Whiteley: Why has education not done a better job on this issue?

Galbraith: Well, I think it has done a not bad job. I'm not a defeatist on this point. We go back to what has been accomplished in the awareness of the consequences of nuclear war. A good deal of that effort came out of the universities, similarly on the freeze. So I'm not, I wouldn't be wholly depressed. I think it is still in the center of the - that the source of desire for a better system of more confidence in our relations with the Soviet Union - better civil communication - comes strongly out of our educational system. In any case, we can't afford to be depressed; we must keep on working.

Whiteley: What would you like people to know more about in order to exercise their role in a democracy more responsibly?

Galbraith: Well, I would like to - there were two things: I would like a more critical judgment of the Pentagon budget; that part of it which comes out of the internal dynamic for expansion. The idea - the dynamic of all great bureaucracies for their own expansion. I would like a much more critical judgment on that.
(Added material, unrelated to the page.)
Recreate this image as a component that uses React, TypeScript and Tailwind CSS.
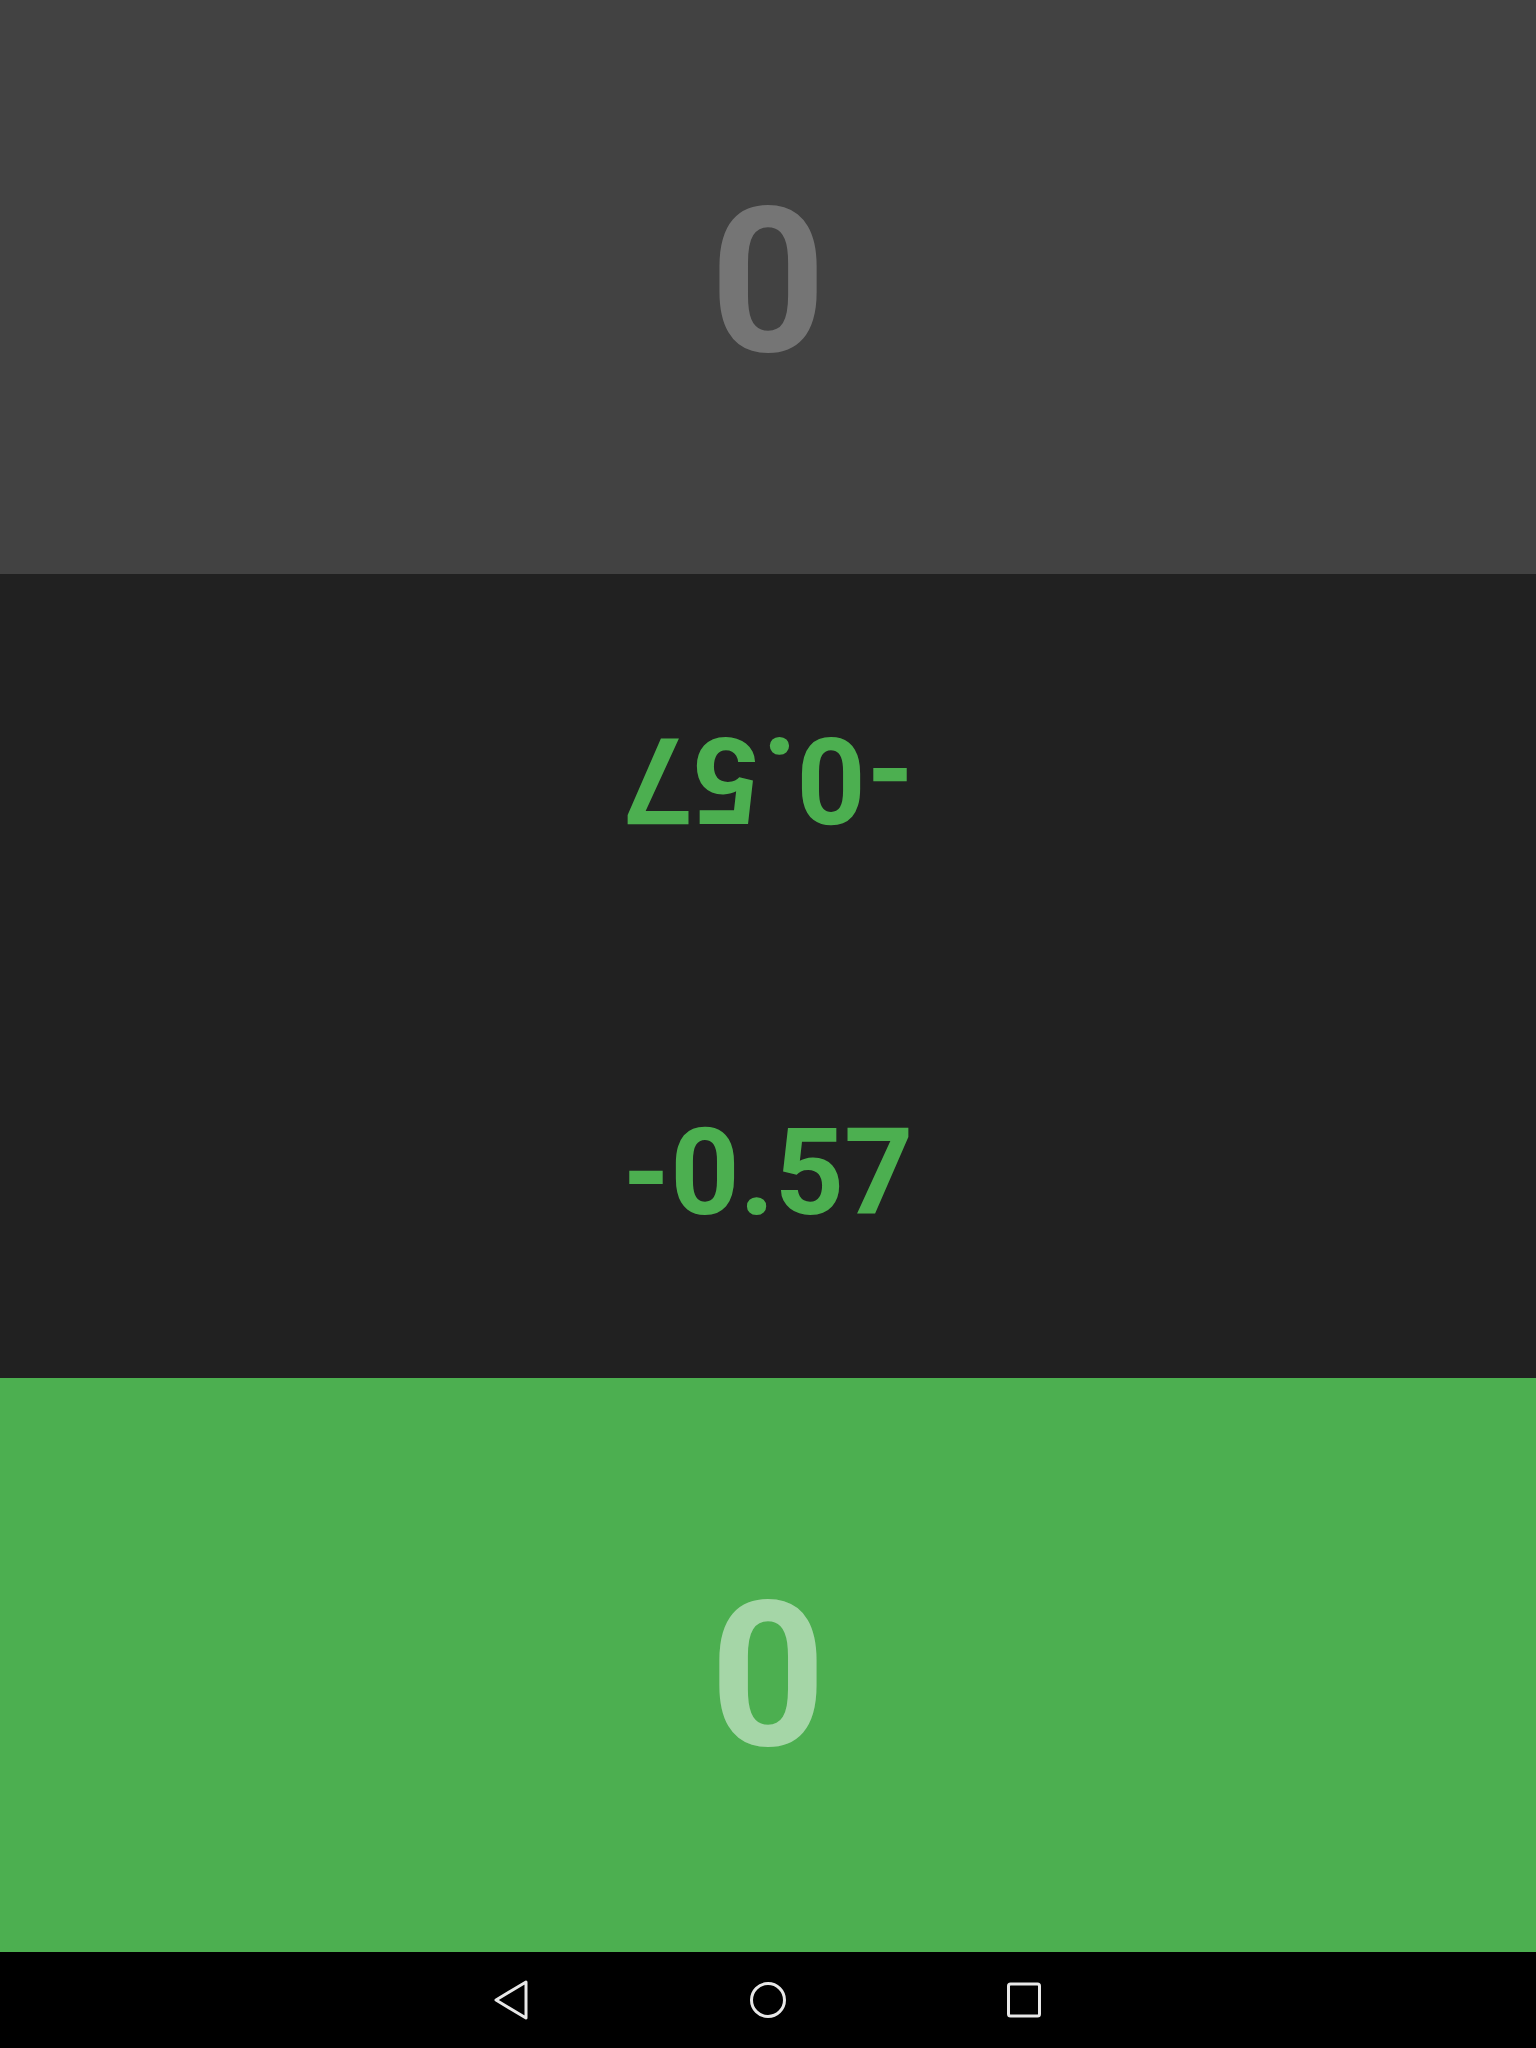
const font = "font-['Roboto','Liberation_Sans',sans-serif] font-bold";

type PlayerProps = {
    life: number;
    diff: string;
    panelBg: string;
    lifeColor: string;
    flipped?: boolean;
};

const Player = ({ life, diff, panelBg, lifeColor, flipped }: PlayerProps) => {
    return (
        <div className={`flex h-[976px] flex-col ${flipped ? 'rotate-180' : ''}`}>
            <div className="flex h-[402px] justify-center bg-[#212121] pt-[137px]">
                <span className={`${font} text-[121px] leading-none text-[#4caf50]`}>{diff}</span>
            </div>
            <div className={`flex h-[574px] justify-center pt-[197px] ${panelBg}`}>
                <span className={`${font} text-[202px] leading-none ${lifeColor}`}>{life}</span>
            </div>
        </div>
    );
};

const NavBar = () => (
    <div className="flex h-[96px] items-center justify-center gap-[220px] bg-black">
        <svg width="36" height="40" viewBox="0 0 36 40" fill="none" stroke="#e8e8e8" strokeWidth="3" strokeLinejoin="round">
            <path d="M32 2 L2 20 L32 38 Z" />
        </svg>
        <svg width="36" height="40" viewBox="0 0 36 40" fill="none" stroke="#e8e8e8" strokeWidth="3">
            <circle cx="18" cy="20" r="16.5" />
        </svg>
        <svg width="36" height="40" viewBox="0 0 36 40" fill="none" stroke="#e8e8e8" strokeWidth="3">
            <rect x="2.5" y="4" width="31" height="32" rx="2" />
        </svg>
    </div>
);

export default function App() {
    return (
        <div className="flex h-[2048px] w-full flex-col">
            <Player life={0} diff="-0.57" panelBg="bg-[#424242]" lifeColor="text-[#757575]" flipped />
            <Player life={0} diff="-0.57" panelBg="bg-[#4caf50]" lifeColor="text-[#a5d6a7]" />
            <NavBar />
        </div>
    );
}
And then, above all, going back to what I've said before, I would like to have a recognition of the fact that both we and the Soviets face the common threat of nuclear destruction, and that there is no likelihood that either capitalism or communism will survive a nuclear war.

Whiteley: Professor Galbraith, thank you for sharing with us today, your insights into ways to improve relations with the Soviet Union, and to work together toward a more enduring peace.